Work required:
Restate each of the lines below word for word and drop every picture.

Data shown:

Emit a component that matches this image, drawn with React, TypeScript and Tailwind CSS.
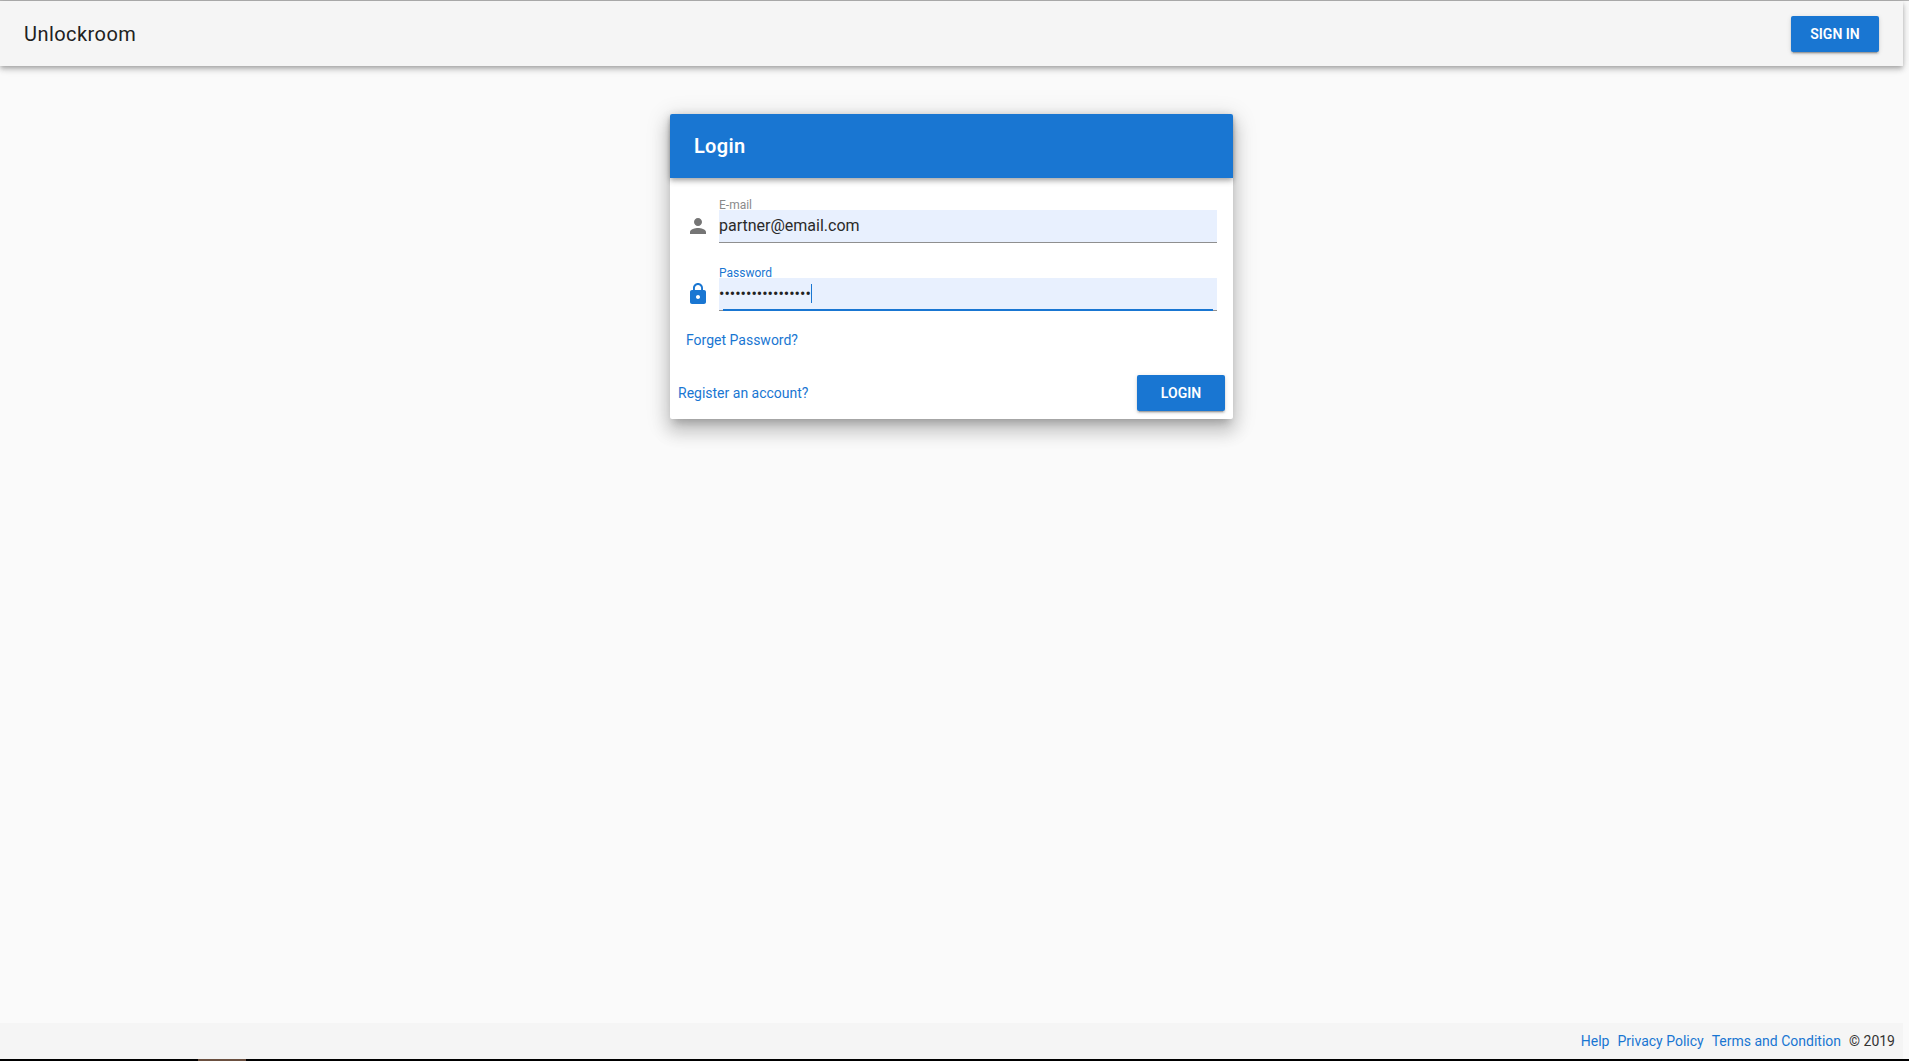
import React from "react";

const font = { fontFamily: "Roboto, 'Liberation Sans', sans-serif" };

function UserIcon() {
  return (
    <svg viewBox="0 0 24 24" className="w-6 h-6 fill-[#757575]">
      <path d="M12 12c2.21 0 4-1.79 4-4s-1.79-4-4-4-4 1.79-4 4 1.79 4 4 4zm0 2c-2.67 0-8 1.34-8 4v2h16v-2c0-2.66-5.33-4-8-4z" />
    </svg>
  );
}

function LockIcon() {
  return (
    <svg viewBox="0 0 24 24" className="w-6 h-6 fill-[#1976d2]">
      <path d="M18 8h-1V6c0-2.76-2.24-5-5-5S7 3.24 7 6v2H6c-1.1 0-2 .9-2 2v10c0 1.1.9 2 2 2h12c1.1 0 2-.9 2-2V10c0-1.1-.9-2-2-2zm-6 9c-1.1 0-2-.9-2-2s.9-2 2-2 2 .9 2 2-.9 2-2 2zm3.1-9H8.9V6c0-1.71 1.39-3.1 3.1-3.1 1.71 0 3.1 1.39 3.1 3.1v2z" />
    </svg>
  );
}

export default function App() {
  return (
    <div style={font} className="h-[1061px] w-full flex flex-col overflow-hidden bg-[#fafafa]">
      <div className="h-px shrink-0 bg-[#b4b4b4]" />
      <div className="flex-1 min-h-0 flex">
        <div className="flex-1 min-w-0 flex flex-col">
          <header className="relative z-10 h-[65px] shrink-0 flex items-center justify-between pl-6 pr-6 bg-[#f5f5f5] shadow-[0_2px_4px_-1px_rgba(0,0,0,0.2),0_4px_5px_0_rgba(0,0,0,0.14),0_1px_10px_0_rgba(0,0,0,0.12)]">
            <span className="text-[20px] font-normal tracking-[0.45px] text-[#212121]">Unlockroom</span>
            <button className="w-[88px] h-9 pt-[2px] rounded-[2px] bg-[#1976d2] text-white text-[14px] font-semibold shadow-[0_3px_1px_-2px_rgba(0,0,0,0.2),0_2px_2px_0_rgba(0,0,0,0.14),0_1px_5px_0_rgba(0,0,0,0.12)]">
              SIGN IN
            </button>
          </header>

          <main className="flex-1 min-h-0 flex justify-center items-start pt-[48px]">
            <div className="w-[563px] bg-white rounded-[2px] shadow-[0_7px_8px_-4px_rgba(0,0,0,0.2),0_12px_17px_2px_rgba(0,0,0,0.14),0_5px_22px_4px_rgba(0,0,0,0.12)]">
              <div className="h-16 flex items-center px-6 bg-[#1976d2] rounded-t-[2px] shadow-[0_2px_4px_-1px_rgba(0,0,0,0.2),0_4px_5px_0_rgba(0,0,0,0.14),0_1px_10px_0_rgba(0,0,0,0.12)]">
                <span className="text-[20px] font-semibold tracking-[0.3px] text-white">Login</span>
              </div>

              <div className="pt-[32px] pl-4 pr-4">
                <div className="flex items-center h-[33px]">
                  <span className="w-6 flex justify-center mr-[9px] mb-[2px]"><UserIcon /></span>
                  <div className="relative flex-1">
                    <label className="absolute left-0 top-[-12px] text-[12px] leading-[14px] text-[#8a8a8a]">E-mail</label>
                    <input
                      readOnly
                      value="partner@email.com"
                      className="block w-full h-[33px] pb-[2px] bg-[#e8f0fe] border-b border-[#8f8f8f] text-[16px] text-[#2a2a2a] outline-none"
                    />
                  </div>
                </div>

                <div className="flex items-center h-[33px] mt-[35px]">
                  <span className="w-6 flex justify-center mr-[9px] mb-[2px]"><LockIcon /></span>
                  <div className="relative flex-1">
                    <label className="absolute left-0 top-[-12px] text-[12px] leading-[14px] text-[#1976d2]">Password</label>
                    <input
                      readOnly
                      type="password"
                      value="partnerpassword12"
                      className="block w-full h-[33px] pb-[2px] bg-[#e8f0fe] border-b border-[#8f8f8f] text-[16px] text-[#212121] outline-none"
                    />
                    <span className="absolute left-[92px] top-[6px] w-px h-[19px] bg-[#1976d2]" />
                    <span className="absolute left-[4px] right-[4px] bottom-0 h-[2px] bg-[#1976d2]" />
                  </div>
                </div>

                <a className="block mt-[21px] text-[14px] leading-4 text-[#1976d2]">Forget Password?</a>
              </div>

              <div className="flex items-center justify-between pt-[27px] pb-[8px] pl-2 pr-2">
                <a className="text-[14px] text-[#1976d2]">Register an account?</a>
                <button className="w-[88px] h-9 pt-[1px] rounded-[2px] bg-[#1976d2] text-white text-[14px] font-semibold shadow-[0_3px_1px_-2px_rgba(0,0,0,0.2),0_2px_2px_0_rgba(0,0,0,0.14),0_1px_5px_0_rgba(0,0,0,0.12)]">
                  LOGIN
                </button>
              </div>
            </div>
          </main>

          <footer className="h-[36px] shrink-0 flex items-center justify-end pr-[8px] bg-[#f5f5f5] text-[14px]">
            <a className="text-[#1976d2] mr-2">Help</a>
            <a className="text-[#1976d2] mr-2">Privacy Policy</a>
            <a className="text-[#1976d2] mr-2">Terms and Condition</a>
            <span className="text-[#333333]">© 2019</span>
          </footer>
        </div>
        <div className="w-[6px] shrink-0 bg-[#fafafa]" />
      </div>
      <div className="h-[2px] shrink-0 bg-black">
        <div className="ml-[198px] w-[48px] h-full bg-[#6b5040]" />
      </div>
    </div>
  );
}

Response:
Emit a component that matches this image, drawn with React, TypeScript and Tailwind CSS.
import React from "react";

const font = { fontFamily: "Roboto, 'Liberation Sans', sans-serif" };

function UserIcon() {
  return (
    <svg viewBox="0 0 24 24" className="w-6 h-6 fill-[#757575]">
      <path d="M12 12c2.21 0 4-1.79 4-4s-1.79-4-4-4-4 1.79-4 4 1.79 4 4 4zm0 2c-2.67 0-8 1.34-8 4v2h16v-2c0-2.66-5.33-4-8-4z" />
    </svg>
  );
}

function LockIcon() {
  return (
    <svg viewBox="0 0 24 24" className="w-6 h-6 fill-[#1976d2]">
      <path d="M18 8h-1V6c0-2.76-2.24-5-5-5S7 3.24 7 6v2H6c-1.1 0-2 .9-2 2v10c0 1.1.9 2 2 2h12c1.1 0 2-.9 2-2V10c0-1.1-.9-2-2-2zm-6 9c-1.1 0-2-.9-2-2s.9-2 2-2 2 .9 2 2-.9 2-2 2zm3.1-9H8.9V6c0-1.71 1.39-3.1 3.1-3.1 1.71 0 3.1 1.39 3.1 3.1v2z" />
    </svg>
  );
}

export default function App() {
  return (
    <div style={font} className="h-[1061px] w-full flex flex-col overflow-hidden bg-[#fafafa]">
      <div className="h-px shrink-0 bg-[#b4b4b4]" />
      <div className="flex-1 min-h-0 flex">
        <div className="flex-1 min-w-0 flex flex-col">
          <header className="relative z-10 h-[65px] shrink-0 flex items-center justify-between pl-6 pr-6 bg-[#f5f5f5] shadow-[0_2px_4px_-1px_rgba(0,0,0,0.2),0_4px_5px_0_rgba(0,0,0,0.14),0_1px_10px_0_rgba(0,0,0,0.12)]">
            <span className="text-[20px] font-normal tracking-[0.45px] text-[#212121]">Unlockroom</span>
            <button className="w-[88px] h-9 pt-[2px] rounded-[2px] bg-[#1976d2] text-white text-[14px] font-semibold shadow-[0_3px_1px_-2px_rgba(0,0,0,0.2),0_2px_2px_0_rgba(0,0,0,0.14),0_1px_5px_0_rgba(0,0,0,0.12)]">
              SIGN IN
            </button>
          </header>

          <main className="flex-1 min-h-0 flex justify-center items-start pt-[48px]">
            <div className="w-[563px] bg-white rounded-[2px] shadow-[0_7px_8px_-4px_rgba(0,0,0,0.2),0_12px_17px_2px_rgba(0,0,0,0.14),0_5px_22px_4px_rgba(0,0,0,0.12)]">
              <div className="h-16 flex items-center px-6 bg-[#1976d2] rounded-t-[2px] shadow-[0_2px_4px_-1px_rgba(0,0,0,0.2),0_4px_5px_0_rgba(0,0,0,0.14),0_1px_10px_0_rgba(0,0,0,0.12)]">
                <span className="text-[20px] font-semibold tracking-[0.3px] text-white">Login</span>
              </div>

              <div className="pt-[32px] pl-4 pr-4">
                <div className="flex items-center h-[33px]">
                  <span className="w-6 flex justify-center mr-[9px] mb-[2px]"><UserIcon /></span>
                  <div className="relative flex-1">
                    <label className="absolute left-0 top-[-12px] text-[12px] leading-[14px] text-[#8a8a8a]">E-mail</label>
                    <input
                      readOnly
                      value="partner@email.com"
                      className="block w-full h-[33px] pb-[2px] bg-[#e8f0fe] border-b border-[#8f8f8f] text-[16px] text-[#2a2a2a] outline-none"
                    />
                  </div>
                </div>

                <div className="flex items-center h-[33px] mt-[35px]">
                  <span className="w-6 flex justify-center mr-[9px] mb-[2px]"><LockIcon /></span>
                  <div className="relative flex-1">
                    <label className="absolute left-0 top-[-12px] text-[12px] leading-[14px] text-[#1976d2]">Password</label>
                    <input
                      readOnly
                      type="password"
                      value="partnerpassword12"
                      className="block w-full h-[33px] pb-[2px] bg-[#e8f0fe] border-b border-[#8f8f8f] text-[16px] text-[#212121] outline-none"
                    />
                    <span className="absolute left-[92px] top-[6px] w-px h-[19px] bg-[#1976d2]" />
                    <span className="absolute left-[4px] right-[4px] bottom-0 h-[2px] bg-[#1976d2]" />
                  </div>
                </div>

                <a className="block mt-[21px] text-[14px] leading-4 text-[#1976d2]">Forget Password?</a>
              </div>

              <div className="flex items-center justify-between pt-[27px] pb-[8px] pl-2 pr-2">
                <a className="text-[14px] text-[#1976d2]">Register an account?</a>
                <button className="w-[88px] h-9 pt-[1px] rounded-[2px] bg-[#1976d2] text-white text-[14px] font-semibold shadow-[0_3px_1px_-2px_rgba(0,0,0,0.2),0_2px_2px_0_rgba(0,0,0,0.14),0_1px_5px_0_rgba(0,0,0,0.12)]">
                  LOGIN
                </button>
              </div>
            </div>
          </main>

          <footer className="h-[36px] shrink-0 flex items-center justify-end pr-[8px] bg-[#f5f5f5] text-[14px]">
            <a className="text-[#1976d2] mr-2">Help</a>
            <a className="text-[#1976d2] mr-2">Privacy Policy</a>
            <a className="text-[#1976d2] mr-2">Terms and Condition</a>
            <span className="text-[#333333]">© 2019</span>
          </footer>
        </div>
        <div className="w-[6px] shrink-0 bg-[#fafafa]" />
      </div>
      <div className="h-[2px] shrink-0 bg-black">
        <div className="ml-[198px] w-[48px] h-full bg-[#6b5040]" />
      </div>
    </div>
  );
}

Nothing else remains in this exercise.